Serikat Pekerja Pertamina Tolak Ahok, Pengamat: Sarat Agenda Terselubung

    FOTO: Emrus Sihombing, Pengamat Politik

    Ada sisi lain yang menarik disikapi atas penolakan pimpinan serikat pekerja Pertamina terhadap Basuki Tjahaja Purnama (Ahok) yang kemungkinan duduk menjadi salah satu petinggi di Pertamina.

    Kalau penolakan kepada Ahok sebagai perbuatan berani, sejatinya serikat pekerja ini mengajak berbagai pihak, utamanya menteri BUMN dan Ahok, berdialog secara terbuka dan langsung, serta diliput live oleh berbagai media massa, dan juga sosial media yang dikemas dalam suatu program “Buka-bukaan Pengelolaan & Sosok Ideal Dirut Permina”.

    Pada wadah dialog buka-bukaan semacam inilah yang harus ditawarkan serikat pekerja Pertamina sekaligus menyampaikan sajian fakta, data, bukti, argumentasi. Dan bila diperlukan disertai dalil yang selama ini terjadi di Pertamina, sehingga sosok Ahok pantas atau tidak memimpin Pertamina. Bukan mewacanakan tolak Ahok yang berpotensi menimbulkan gaduh di ruang publik terkait pengelolaan Pertamina.

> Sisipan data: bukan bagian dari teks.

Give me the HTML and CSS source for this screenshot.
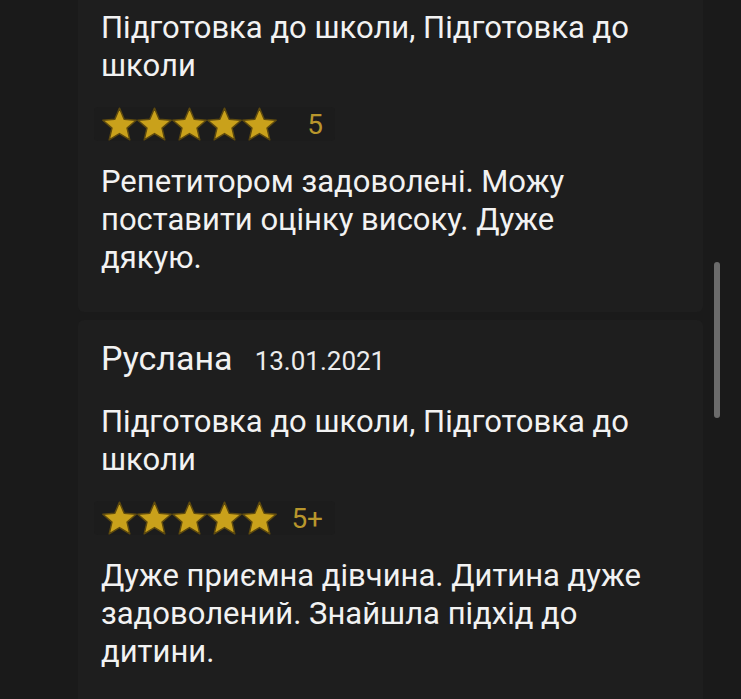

    Sebab, gerakan tolak Ahok oleh pimpinan serikat pekerja Pertamina, mengingatkan publik terhadap tindakan yang pernah dilakukan wadah pekerja KPK menolak calon pimpinan mereka.

    Jika serikat pekerja institusi bisnis yang dikelola atas prinsip profesional. Misalnya Pertamina, dengan melakukan gerakan tolak Ahok, itu menjadi tindakan bernuansa politik dan punya agenda politik, yang seharusnya tidak boleh terjadi.

    Yang menarik lagi, alasan penolakan serikat pekerja hanya karena aspek karakter Ahok sebagai mana disampaikan pimpinan serikat pekerja Pertamina yang dimuat di berbagai media masa.

    Pimpinan serikat pekerja ini menilai bahwa Ahok acapkali berkata kasar dan membuat keributan. “Kita tahu perilaku Pak Ahok itu kan kata-katanya kasar, sering bikin keributan,” demikian kutipan dari salah satu media massa.

    Penolakan terhadap Ahok sekaligus bukti inkonsistensi serikat pekerja tersebut. Sebab, organisasi ini tidak pernah terdengar nyaring melakukan penolakan terhadap karakter sosok pimpinan Pertamina yang berurusan dengan tindak pidana korupsi di KPK. Aneh kan. Karena itu, sangat masuk akal bahwa LBP merespon penolakan serikat pekerja Pertamina dengan menyatakan, “Emang siapa dia?”

    Bila disimak sedikit serius saja, penilaian pimpinan serikat pekerja Pertamina ini, selain sangat dangkal karena tidak disertai fakta, data dan bukti yang kuat serta valid, juga hanya melihat dari satu sisi serta sarat subyektivitas dari pimpinan serikat pekerja tersebut.

    Oleh karena itu, banyak kalangan mempertanyakan dan ingin tahu apa hakekat agenda di balik penolakan Ahok yang disampaikan pimpinan serikat pekerja Pertamina tersebut, sehingga berpotensi memunculkan kemungkinan spekulasi persepsi publik bahwa kalau dia benar kenapa harus mengeluarkan pernyataan penolakan. Jangan-jangan ada “bau tak sedap” selama ini ada di sana.

    Selain itu, penolakan ini juga sangat-sangat tidak tegas. Maukah pimpinan serikat pekerja tersebut menyatakan, “kami yang bergabung dalam serikat pekerja menyatakan mundur sebagai pegawai (pekerja) dan bersedia kekayaan kami diaudit secara independen dan ketaatan membayar pajak” bila Ahok menjadi salah satu pimpinan Pertamina.

    Kalau mau lebih tegas lagi, ketika mereka mundur dari Pertamina karena Ahok masuk, pimpinan serikat pekerja harusnya juga menyatakan mereka akan mendirikan komunitas peduli Pertamina untuk bekerja sama dengan berbagai pihak, termasuk dengan Ahok, untuk melakukan buka-bukaan penanganan Pertamina masa lalu dan pengelolaan Pertamina ke depan.

    Jadi, kalau hanya sekedar menolak karena karakter Ahok, tanpa berani bersikap tegas terhadap masalah-masalah lain yang terjadi di Pertamina selama ini serta tidak bersedia mundur dari Pertamina bila Ahok masuk, menurut saya, sarat agenda terselubung.